Fast forward from 2002 to 2012 and pros are now hitting driver another ten yards farther. Meaning over a twenty year span, golfers on the PGA TOUR gained an extra 30 yards off the tee.
Oh, and before you tell me, “players today are in better shape and more athletic,” allow me to point out that the Champions Tour guys—you know, the old dudes—are hitting the ball 275 yards today versus 250 yards twenty years ago.
Moving through the report a bit more, they present a table showing year on year yardage gain since 2003.

Again, looking at this data vertically doesn’t set off many alarms. In general, the percentages of length of drives vary about 1%. But look at the data horizontally from year to year. In other words, look at the distribution of percent of players hitting it the different lengths.
In 2003, only 5% of players hit the ball between 280 – 300 yards then those that hit the ball between 260 to 280. Compare that to 2015, in which that gap has almost tripled and sits at 13%. Also, look at the combined percentages of players that hit the ball 280 yards or farther in 2003, 59%, against today, which is 66%.
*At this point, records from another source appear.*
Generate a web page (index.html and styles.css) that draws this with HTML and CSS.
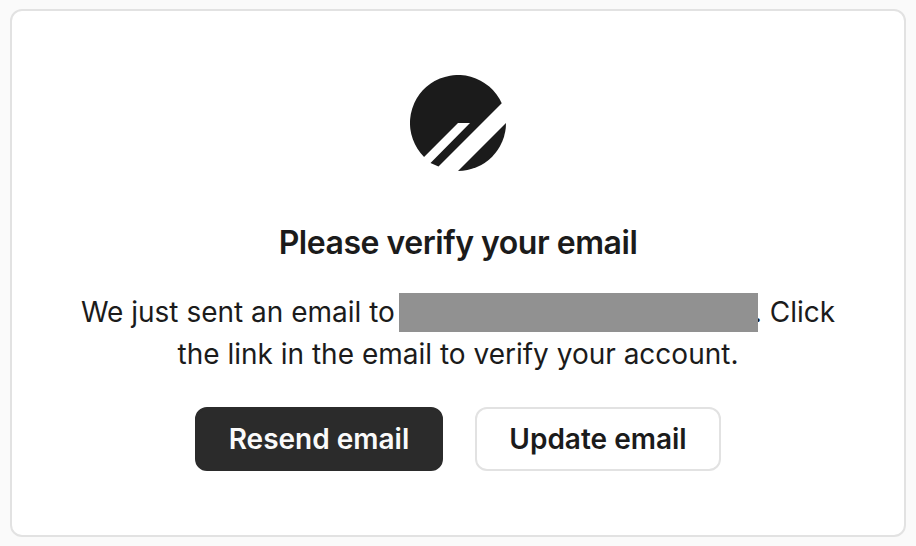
FILE: index.html
```html
<!DOCTYPE html>
<html lang="en">
<head>
    <meta charset="UTF-8">
    <meta name="viewport" content="width=device-width, initial-scale=1.0">
    <title>Verify your email</title>
    <link rel="stylesheet" href="styles.css">
</head>
<body>
    <div class="card">
        <svg class="logo" viewBox="0 0 96 96" width="96" height="96">
            <path d="M14.060 81.940A48 48 0 1 1 91.740 28.260L28.500 91.500L20.500 88L60 48H48Z" fill="#1b1b1b"/>
            <path d="M96 48A48 48 0 0 1 48 96Z" fill="#1b1b1b"/>
        </svg>
        <h1>Please verify your email</h1>
        <p class="message">We just sent an email to <span class="address"></span>. Click<br>the link in the email to verify your account.</p>
        <div class="actions">
            <button class="btn primary">Resend email</button>
            <button class="btn secondary">Update email</button>
        </div>
    </div>
</body>
</html>
```
FILE: styles.css
```css
* {
    box-sizing: border-box;
}
body {
    font-family: Inter, sans-serif;
    background: #fafafa;
    color: #1b1b1b;
    margin: 0;
    padding: 9px 10px;
}
.card {
    display: flex;
    flex-direction: column;
    align-items: center;
    height: 528px;
    padding-top: 64px;
    background: #fff;
    border: 2px solid #e2e2e2;
    border-radius: 12px;
}
.logo {
    display: block;
}
h1 {
    margin: 48px 0 0;
    font-size: 32px;
    line-height: 48px;
    font-weight: 600;
    letter-spacing: -0.47px;
}
.message {
    margin: 24px 0 0;
    font-size: 28px;
    line-height: 42px;
    text-align: center;
    white-space: nowrap;
}
/* covers the edge of the full stop that follows it */
.address {
    position: relative;
    display: inline-block;
    width: 359px;
    height: 39px;
    margin: -5px -4px;
    background: #919191;
    vertical-align: -5px;
}
.actions {
    display: flex;
    gap: 32px;
    margin-top: 32px;
}
.btn {
    height: 64px;
    border: 2px solid #e2e2e2;
    border-radius: 12px;
    padding: 0;
    font-family: inherit;
    font-size: 28px;
    font-weight: 600;
    cursor: pointer;
}
.primary {
    width: 248px;
    background: #2b2b2b;
    border-color: #2b2b2b;
    color: #fafafa;
}
.secondary {
    width: 246px;
    background: #fff;
    color: #1b1b1b;
}
```
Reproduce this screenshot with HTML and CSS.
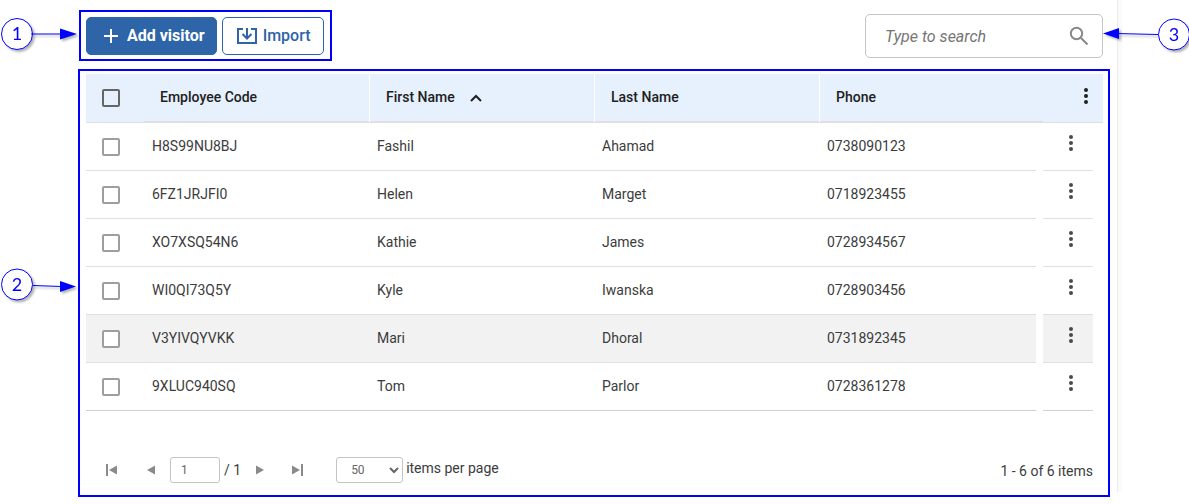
FILE: index.html
```html
<!DOCTYPE html>
<html lang="en">
<head>
    <meta charset="UTF-8">
    <meta name="viewport" content="width=device-width, initial-scale=1.0">
    <title>Visitors</title>
    <link rel="stylesheet" href="styles.css">
</head>
<body>

    <!-- Shared icons -->
    <svg class="icon-defs" width="0" height="0" aria-hidden="true">
        <symbol id="dots" viewBox="0 0 24 24">
            <circle cx="12" cy="6" r="2"/><circle cx="12" cy="12" r="2"/><circle cx="12" cy="18" r="2"/>
        </symbol>
    </svg>

    <main class="page">

        <!-- Toolbar -->
        <div class="toolbar">
            <div class="outline outline-actions">
                <svg class="callout callout-left" width="80" height="40" viewBox="0 0 80 40">
                    <circle class="callout-ring" cx="16" cy="20" r="15.5"/>
                    <text class="callout-number" x="16" y="26">1</text>
                    <path class="callout-line" d="M30 20H62"/>
                    <path class="callout-head" d="M76 20L59 14.5V25.5Z"/>
                </svg>
                <button type="button" class="btn btn-primary">
                    <svg width="16" height="16" viewBox="0 0 16 16"><path d="M8 1v14M1 8h14" fill="none" stroke="currentColor" stroke-width="2"/></svg>
                    Add visitor
                </button>
                <button type="button" class="btn btn-secondary">
                    <svg width="20" height="18" viewBox="0 0 20 18"><path d="M6 2H1V16H19V2H14M10 1V11M5.5 7L10 11.5L14.5 7" fill="none" stroke="currentColor" stroke-width="2"/></svg>
                    Import
                </button>
            </div>

            <div class="search">
                <input type="search" class="search-input" placeholder="Type to search" aria-label="Type to search">
                <svg class="search-icon" width="20" height="20" viewBox="0 0 20 20"><circle cx="7.5" cy="7.5" r="5.7"/><path d="M12 12L18.5 18.5"/></svg>
                <svg class="callout callout-right" width="88" height="40" viewBox="0 0 88 40">
                    <circle class="callout-ring" cx="72" cy="19.5" r="15.5"/>
                    <text class="callout-number" x="72" y="26">3</text>
                    <path class="callout-line" d="M56 19.5L14 18.5"/>
                    <path class="callout-head" d="M1 18.5L17 13V24Z"/>
                </svg>
            </div>
        </div>

        <!-- Visitor List -->
        <section class="outline outline-grid">
            <svg class="callout callout-left" width="80" height="40" viewBox="0 0 80 40">
                <circle class="callout-ring" cx="17" cy="18.5" r="15.5"/>
                <text class="callout-number" x="17" y="25">2</text>
                <path class="callout-line" d="M33 19.5L62 20.5"/>
                <path class="callout-head" d="M76 20.5L60 15V26Z"/>
            </svg>

            <table class="grid">
                <colgroup>
                    <col class="col-check"><col class="col-data"><col class="col-data"><col class="col-data">
                    <col><col class="col-gap"><col class="col-menu"><col class="col-end">
                </colgroup>
                <thead>
                    <tr>
                        <th class="cell-check"><input type="checkbox" class="check" aria-label="Select all"></th>
                        <th class="head">Employee Code</th>
                        <th class="head split">First Name <svg class="sort" width="12" height="8" viewBox="0 0 12 8"><path d="M1 7L6 2L11 7" fill="none" stroke="currentColor" stroke-width="2"/></svg></th>
                        <th class="head split">Last Name</th>
                        <th class="head split" colspan="2">Phone</th>
                        <th class="head-menu" colspan="2"><button type="button" class="menu" aria-label="Columns"><svg width="24" height="24"><use href="#dots"/></svg></button></th>
                    </tr>
                </thead>
                <tbody>
                    <tr>
                        <td class="cell-check"><input type="checkbox" class="check" aria-label="Select Fashil"></td>
                        <td>H8S99NU8BJ</td><td>Fashil</td><td>Ahamad</td><td>0738090123</td><td class="none"></td>
                        <td class="cell-menu"><button type="button" class="menu" aria-label="Actions"><svg width="24" height="24"><use href="#dots"/></svg></button></td><td class="none"></td>
                    </tr>
                    <tr>
                        <td class="cell-check"><input type="checkbox" class="check" aria-label="Select Helen"></td>
                        <td>6FZ1JRJFI0</td><td>Helen</td><td>Marget</td><td>0718923455</td><td class="none"></td>
                        <td class="cell-menu"><button type="button" class="menu" aria-label="Actions"><svg width="24" height="24"><use href="#dots"/></svg></button></td><td class="none"></td>
                    </tr>
                    <tr>
                        <td class="cell-check"><input type="checkbox" class="check" aria-label="Select Kathie"></td>
                        <td>XO7XSQ54N6</td><td>Kathie</td><td>James</td><td>0728934567</td><td class="none"></td>
                        <td class="cell-menu"><button type="button" class="menu" aria-label="Actions"><svg width="24" height="24"><use href="#dots"/></svg></button></td><td class="none"></td>
                    </tr>
                    <tr>
                        <td class="cell-check"><input type="checkbox" class="check" aria-label="Select Kyle"></td>
                        <td>WI0QI73Q5Y</td><td>Kyle</td><td>Iwanska</td><td>0728903456</td><td class="none"></td>
                        <td class="cell-menu"><button type="button" class="menu" aria-label="Actions"><svg width="24" height="24"><use href="#dots"/></svg></button></td><td class="none"></td>
                    </tr>
                    <tr class="active">
                        <td class="cell-check"><input type="checkbox" class="check" aria-label="Select Mari"></td>
                        <td>V3YIVQYVKK</td><td>Mari</td><td>Dhoral</td><td>0731892345</td><td class="none"></td>
                        <td class="cell-menu"><button type="button" class="menu" aria-label="Actions"><svg width="24" height="24"><use href="#dots"/></svg></button></td><td class="none"></td>
                    </tr>
                    <tr>
                        <td class="cell-check"><input type="checkbox" class="check" aria-label="Select Tom"></td>
                        <td>9XLUC940SQ</td><td>Tom</td><td>Parlor</td><td>0728361278</td><td class="none"></td>
                        <td class="cell-menu"><button type="button" class="menu" aria-label="Actions"><svg width="24" height="24"><use href="#dots"/></svg></button></td><td class="none"></td>
                    </tr>
                </tbody>
            </table>

            <!-- Pagination -->
            <div class="pager">
                <div class="pager-nav">
                    <button type="button" class="pager-btn" aria-label="First page"><svg width="12" height="12" viewBox="0 0 12 12"><path d="M0 0H2V12H0ZM11 1.5V10.5L3 6Z"/></svg></button>
                    <button type="button" class="pager-btn" aria-label="Previous page"><svg width="12" height="12" viewBox="0 0 12 12"><path d="M10 1.5V10.5L2 6Z"/></svg></button>
                    <input type="text" class="pager-input" value="1" aria-label="Page">
                    <span class="pager-total">/ 1</span>
                    <button type="button" class="pager-btn" aria-label="Next page"><svg width="12" height="12" viewBox="0 0 12 12"><path d="M2 1.5V10.5L10 6Z"/></svg></button>
                    <button type="button" class="pager-btn" aria-label="Last page"><svg width="12" height="12" viewBox="0 0 12 12"><path d="M10 0H12V12H10ZM1 1.5V10.5L9 6Z"/></svg></button>
                </div>
                <div class="pager-size">
                    <select class="pager-select" id="page_size" name="page_size">
                        <option>50</option>
                        <option>100</option>
                    </select>
                    <label for="page_size">items per page</label>
                </div>
                <div class="pager-info">1 - 6 of 6 items</div>
            </div>
        </section>

    </main>

</body>
</html>
```

FILE: styles.css
```css
/* Basic Styles */
* {
    box-sizing: border-box;
}
body {
    margin: 0;
    background-color: #fff;
    color: #3c3c3c;
    font-family: Roboto, "Liberation Sans", sans-serif;
    font-size: 14px;
    line-height: 20px;
}
button, input, select {
    font-family: inherit;
}
button {
    cursor: pointer;
}
.icon-defs {
    position: absolute;
}
.page {
    position: relative;
    padding: 10px 79px 7px 78px;
    overflow: hidden;
}
/* Edge of the scroll area */
.page::after {
    content: "";
    position: absolute;
    top: 0;
    right: 67px;
    bottom: 12px;
    width: 4px;
    background-color: #fafafa;
    border-left: 1px solid #ececec;
    z-index: -1;
}

/* Callouts */
.outline {
    position: relative;
    border: 2px solid #0000ff;
}
.callout {
    position: absolute;
    overflow: visible;
    pointer-events: none;
    filter: drop-shadow(2px 2px 1px rgba(0, 0, 0, 0.3));
}
.callout-left {
    top: 50%;
    right: 100%;
    margin-top: -22px;
}
.outline-grid .callout-left {
    margin-top: -17px;
}
.callout-right {
    top: 0;
    left: 100%;
}
.callout-ring {
    fill: #fff;
    stroke: #0000ff;
    stroke-width: 1;
}
.callout-line {
    stroke: #0000ff;
    stroke-width: 1;
}
.callout-head {
    fill: #0000ff;
}
.callout-number {
    fill: #0000ff;
    font-family: Lato, sans-serif;
    font-size: 18px;
    text-anchor: middle;
}

/* Toolbar */
.toolbar {
    display: flex;
    justify-content: space-between;
    align-items: flex-start;
    padding: 0 7px 0 1px;
    margin-bottom: 8px;
}
.outline-actions {
    display: flex;
    gap: 5px;
    padding: 5px 6px 4px 5px;
}
.btn {
    display: flex;
    align-items: center;
    height: 38px;
    border: 1px solid #2d65a8;
    border-radius: 5px;
    font-size: 16px;
    line-height: 20px;
}
.btn-primary {
    gap: 8px;
    padding: 0 11px 0 16px;
    background-color: #2d65a8;
    color: #fff;
    font-weight: 700;
}
.btn-secondary {
    gap: 6px;
    padding: 0 12px 0 14px;
    background-color: #fff;
    color: #2d65a8;
    font-weight: 500;
}
.search {
    position: relative;
    display: flex;
    align-items: center;
    width: 20%;
    min-width: 238px;
    height: 44px;
    margin-top: 4px;
    padding: 0 13px 0 19px;
    border: 1px solid #c4c4c4;
    border-radius: 5px;
}
.search-input {
    flex: 1;
    min-width: 0;
    padding: 0;
    border: none;
    outline: none;
    background: none;
    font-size: 16px;
}
.search-input::placeholder {
    color: #757575;
    font-style: italic;
}
.search-icon {
    fill: none;
    stroke: #888;
    stroke-width: 2;
}

/* Table */
.outline-grid {
    padding: 3px 5px 12px 6px;
}
.grid {
    width: 100%;
    table-layout: fixed;
    border-collapse: separate;
    border-spacing: 0;
}
.col-check {
    width: 58px;
}
.col-data {
    width: 225px;
}
.col-gap {
    width: 7px;
}
.col-menu {
    width: 50px;
}
.col-end {
    width: 10px;
}
.grid th {
    height: 49px;
    padding: 0;
    background-color: #e6f1fd;
    border-bottom: 1px solid #e0e0e0;
    color: #212121;
    font-weight: 500;
    text-align: left;
}
.grid th.head {
    padding: 0 0 2px 16px;
    border-bottom-width: 2px;
}
.grid th.split {
    border-left: 1px solid #fff;
}
.grid td {
    height: 48px;
    padding: 0 8px 2px;
    border-bottom: 1px solid #e0e0e0;
}
.grid tbody tr:last-child td {
    border-bottom-color: #d0d0d0;
}
.grid .active td {
    background-color: #f2f2f2;
}
.grid td.none {
    padding: 0;
    background: none;
    border: none;
}
.grid .cell-check {
    padding: 0 0 0 16px;
}
.check {
    appearance: none;
    display: block;
    width: 18px;
    height: 18px;
    margin: 0;
    border: 2px solid #9e9e9e;
    border-radius: 2px;
    background-color: #fff;
}
th .check {
    border-color: #666;
    background: none;
}
.sort {
    margin-left: 12px;
}
.menu {
    display: inline-block;
    width: 24px;
    height: 24px;
    padding: 0;
    border: none;
    background: none;
    color: #4a4a4a;
}
.menu svg {
    display: block;
    fill: currentColor;
}
.grid .head-menu {
    padding: 0 5px 4px 0;
    text-align: right;
}
.head-menu .menu {
    color: #212121;
    vertical-align: middle;
}
.grid .cell-menu {
    padding: 8px 0 0 16px;
    vertical-align: top;
}

/* Pagination */
.pager {
    display: flex;
    align-items: center;
    margin-top: 46px;
    padding: 0 10px 0 16px;
}
.pager-nav {
    display: flex;
    align-items: center;
}
.pager-btn {
    display: flex;
    justify-content: center;
    width: 37px;
    padding: 0;
    border: none;
    background: none;
}
.pager-btn:first-child {
    width: 20px;
    margin-right: 10px;
}
.pager-btn svg {
    fill: #8a8a8a;
}
.pager-input, .pager-select {
    height: 26px;
    border: 1px solid #c4c4c4;
    border-radius: 3px;
    background-color: #fff;
    color: #666;
    font-size: 12px;
}
.pager-input {
    width: 50px;
    padding: 0 10px;
    margin: 0 4px 0 1px;
}
.pager-size {
    display: flex;
    align-items: center;
    gap: 3px;
    margin-left: 21px;
}
.pager-size label {
    padding-bottom: 4px;
}
.pager-select {
    width: 67px;
    padding: 0 0 0 10px;
}
.pager-info {
    margin-left: auto;
    padding-top: 2px;
}
```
So while distance off the tee has increased thirty yards over the past twenty years, the number of golfers hitting it that distance has simultaneously increased over the past two decades.
Finally, this report, in its effort to show “skill, not technology” is the determining factor of who is most skillful at the game of golf, it leaves out two major pieces of technology. Irons and golf balls.
In fact, you could make the case that in today’s game, those two pieces of technology have a much larger effect on the game than does the driver. Many players today don’t even pull driver on par-5s anymore. They simply don’t need to.
Why the USGA and R&A put this report out in the first place is beyond me. It certainly won’t quiet the critics. Why not embrace the length these guys are hitting the ball if you don’t have an issue with it? At least then you’re being honest and up-front with everyone, rather than putting out a bunch of charts and graphs with twisted logic.